Mister and Misses Mug
One can compare it to the image of two coffee mugs, Mr and Mrs Mug. Mr Mug is full of blue beads and Mrs Mug is full of pink beads. When they just met they were very careful with each other. He wanted to win her heart and she wanted to win his affections. Just a month after their marriage they bump into each other and some of their beads fall off. Suddenly things came out that they saw in each other and both of them wonders: Where did this come from all of a sudden? “I didn’t know you have anger issues.” say the one. “I didn’t have it until you bumped me.” the other replies. Mr Mug thinks the reason his beads are scattering is because his wife bumped into him. Mrs Mug thinks the same. The actual reason is because all those things are inside both of them. You just don’t know what is inside you until you get bumped.

Most of us don’t get that kind of bump until we are in a romantic relationship. There is something about a romantic relationship that brings out the best and worst in us. This is why spouses can become so mad at each other. The beads come out because it is inside you and you always blame the one you love the most.

Look at what is inside you
You have to learn to pay attention to what is inside both of you. Proverbs 4:23 says: “Above all else, guard your heart, for everything you do flows from it.” Look after that which is important to you. All these things usually come out in the relationship that is most important to you. When you are in another relationship these beads will scatter again. Eventually you might think: I have been in four relationships with a man/woman that has the same problem over and over.

In a relationship you expect to feel a certain way. You want to feel beautiful, valuable and appreciated. In the beginning of a relationship it is exactly those feelings that draw you together, that special way the other person makes you feel. You created those emotions and now you want to keep it alive. You are often dependent on your partner to make you feel these specific things.

Monitor your own heart 
If you entered a marriage with only good memories, your heart was probably in a very healthy condition. But if you have never felt appreciated it is more difficult for you. No matter who you are in a relationship with, you will never feel good enough.

The problem is that you monitor you partner’s actions with an eagle eye but no the condition of your own heart. That which is inside all of us will always come out. One always says that for you should think before you speak, try to stop and consider how you feel before you speak. For women this might be easier that it is for men. Men often just say that they feel frustrated or angry. Try to describe your emotions.
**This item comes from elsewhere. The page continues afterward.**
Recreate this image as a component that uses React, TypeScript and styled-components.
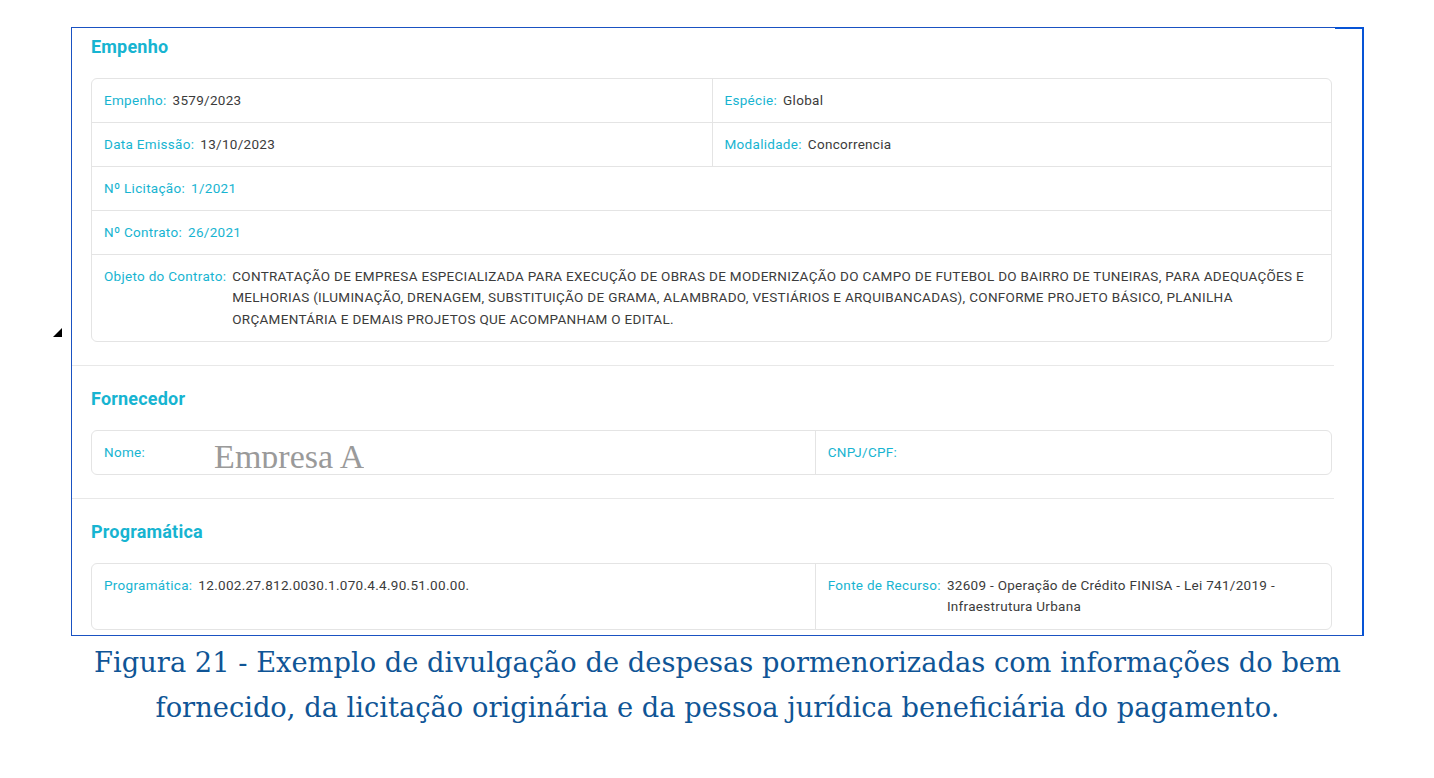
import React from "react";
import styled, { createGlobalStyle } from "styled-components";

const GlobalStyle = createGlobalStyle`
  body {
    margin: 0;
    background: #ffffff;
    font-family: Roboto, "Liberation Sans", sans-serif;
  }
`;

const CYAN = "#17b4d1";
const LINE = "#e4e4e4";

const Page = styled.div`
  position: relative;
  padding: 27px 0 0 71px;
  width: 1293px;
`;

// small resize handle left of the panel
const Grip = styled.span`
  position: absolute;
  left: 53px;
  top: 328px;
  width: 0;
  height: 0;
  border-style: solid;
  border-width: 0 0 9px 9px;
  border-color: transparent transparent #000 transparent;
`;

const Frame = styled.div`
  position: relative;
  width: 1290px;
  border: 1px solid #1a52c2;
  border-right: 2px solid #0654d6;

  &::after {
    content: "";
    position: absolute;
    top: -1px;
    right: -2px;
    width: 29px;
    height: 2px;
    background: #0654d6;
  }
`;

const Panel = styled.div`
  width: 1262px;
`;

const Section = styled.section<{ $first?: boolean; $last?: boolean }>`
  padding: ${(p) => (p.$first ? "9px" : "23px")} 2px
    ${(p) => (p.$last ? "5px" : "23px")} 19px;
  border-bottom: ${(p) => (p.$last ? "none" : "1px solid #e8e8e8")};
`;

const Heading = styled.h2`
  margin: 0 0 21px;
  font-size: 18px;
  line-height: 20px;
  font-weight: 700;
  letter-spacing: 0.2px;
  color: ${CYAN};
`;

const Card = styled.div`
  border: 1px solid ${LINE};
  border-radius: 6px;
  overflow: hidden;
`;

const Row = styled.div<{ $cols?: string }>`
  display: grid;
  grid-template-columns: ${(p) => p.$cols ?? "1fr"};

  & + & {
    border-top: 1px solid ${LINE};
  }
`;

const Cell = styled.div`
  display: flex;
  align-items: flex-start;
  padding: 10.75px 12px;
  font-size: 13.5px;
  line-height: 21.5px;
  letter-spacing: 0.3px;

  & + & {
    border-left: 1px solid ${LINE};
  }
`;

const Label = styled.span`
  flex: none;
  margin-right: 6px;
  color: ${CYAN};
  white-space: nowrap;
`;

const Value = styled.span<{ $accent?: boolean }>`
  color: ${(p) => (p.$accent ? CYAN : "#3b3b3b")};
`;

// supplier name pasted over the cell, cut at its baseline
const NameStamp = styled.span`
  display: block;
  height: 28.5px;
  margin: -2px 0 -5px 63px;
  overflow: hidden;
  font-family: "Liberation Serif", serif;
  font-size: 34px;
  line-height: 34px;
  letter-spacing: normal;
  color: #9a9a9a;
  white-space: nowrap;
`;

const Caption = styled.p`
  margin: 4px 0 0;
  width: 1293px;
  text-align: center;
  font-family: "DejaVu Serif", "Liberation Serif", serif;
  font-size: 27.3px;
  line-height: 45px;
  color: #0f5596;
  white-space: nowrap;
`;

const Field = ({
  label,
  value,
  accent,
}: {
  label: string;
  value?: React.ReactNode;
  accent?: boolean;
}) => (
  <Cell>
    <Label>{label}</Label>
    {value !== undefined && <Value $accent={accent}>{value}</Value>}
  </Cell>
);

export default function App() {
  return (
    <>
      <GlobalStyle />
      <Page>
        <Grip />
        <Frame>
          <Panel>
            <Section $first>
              <Heading>Empenho</Heading>
              <Card>
                <Row $cols="1fr 1fr">
                  <Field label="Empenho:" value="3579/2023" />
                  <Field label="Espécie:" value="Global" />
                </Row>
                <Row $cols="1fr 1fr">
                  <Field label="Data Emissão:" value="13/10/2023" />
                  <Field label="Modalidade:" value="Concorrencia" />
                </Row>
                <Row>
                  <Field label="Nº Licitação:" value="1/2021" accent />
                </Row>
                <Row>
                  <Field label="Nº Contrato:" value="26/2021" accent />
                </Row>
                <Row>
                  <Field
                    label="Objeto do Contrato:"
                    value="CONTRATAÇÃO DE EMPRESA ESPECIALIZADA PARA EXECUÇÃO DE OBRAS DE MODERNIZAÇÃO DO CAMPO DE FUTEBOL DO BAIRRO DE TUNEIRAS, PARA ADEQUAÇÕES E MELHORIAS (ILUMINAÇÃO, DRENAGEM, SUBSTITUIÇÃO DE GRAMA, ALAMBRADO, VESTIÁRIOS E ARQUIBANCADAS), CONFORME PROJETO BÁSICO, PLANILHA ORÇAMENTÁRIA E DEMAIS PROJETOS QUE ACOMPANHAM O EDITAL."
                  />
                </Row>
              </Card>
            </Section>

            <Section>
              <Heading>Fornecedor</Heading>
              <Card>
                <Row $cols="7fr 5fr">
                  <Cell>
                    <Label>Nome:</Label>
                    <NameStamp>Empresa A</NameStamp>
                  </Cell>
                  <Field label="CNPJ/CPF:" />
                </Row>
              </Card>
            </Section>

            <Section $last>
              <Heading>Programática</Heading>
              <Card>
                <Row $cols="7fr 5fr">
                  <Field
                    label="Programática:"
                    value="12.002.27.812.0030.1.070.4.4.90.51.00.00."
                  />
                  <Field
                    label="Fonte de Recurso:"
                    value="32609 - Operação de Crédito FINISA - Lei 741/2019 - Infraestrutura Urbana"
                  />
                </Row>
              </Card>
            </Section>
          </Panel>
        </Frame>
        <Caption>
          Figura 21 - Exemplo de divulgação de despesas pormenorizadas com
          informações do bem
          <br />
          fornecido, da licitação originária e da pessoa jurídica beneficiária
          do pagamento.
        </Caption>
      </Page>
    </>
  );
}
Clearly state that it feels as if your partner no longer loves you, you feel like a failure, you feel old, simple, alone, rejected, out of control, scared, betrayed, it feels as if you are being picked on, you feel jealous, unsure, as if you are not treated with respect any more. Say this aloud even if, initially it is just to yourself. Think about it. Why does another person’s success make you feel like a failure? Distinguish between that which you partner says and what you feel because it forces a wedge between you.

Support each other
When your partner says something like: “I feel as if you no longer appreciate me,” don’t say anything else. Instead of saying: “You shouldn’t feel like that. I am sorry you do,” rather say: “I am so glad you shared this with me.” Healthy people will the stop saying whatever causes those feelings in their partner. Do not admonish your partner to ‘grow up’ or tell him or her that they should just handle it. Attend to their feelings of your own heart, after all, you often give attention to your partner’s actions. Tell yourself aloud how you feel. Often times it is not just a marriage or relationship problem, but rather feelings that has been inside you for a long time and only become prominent in the relationship or marriage. The challenge is getting this right because we life in accordance to that which flows from our hearts.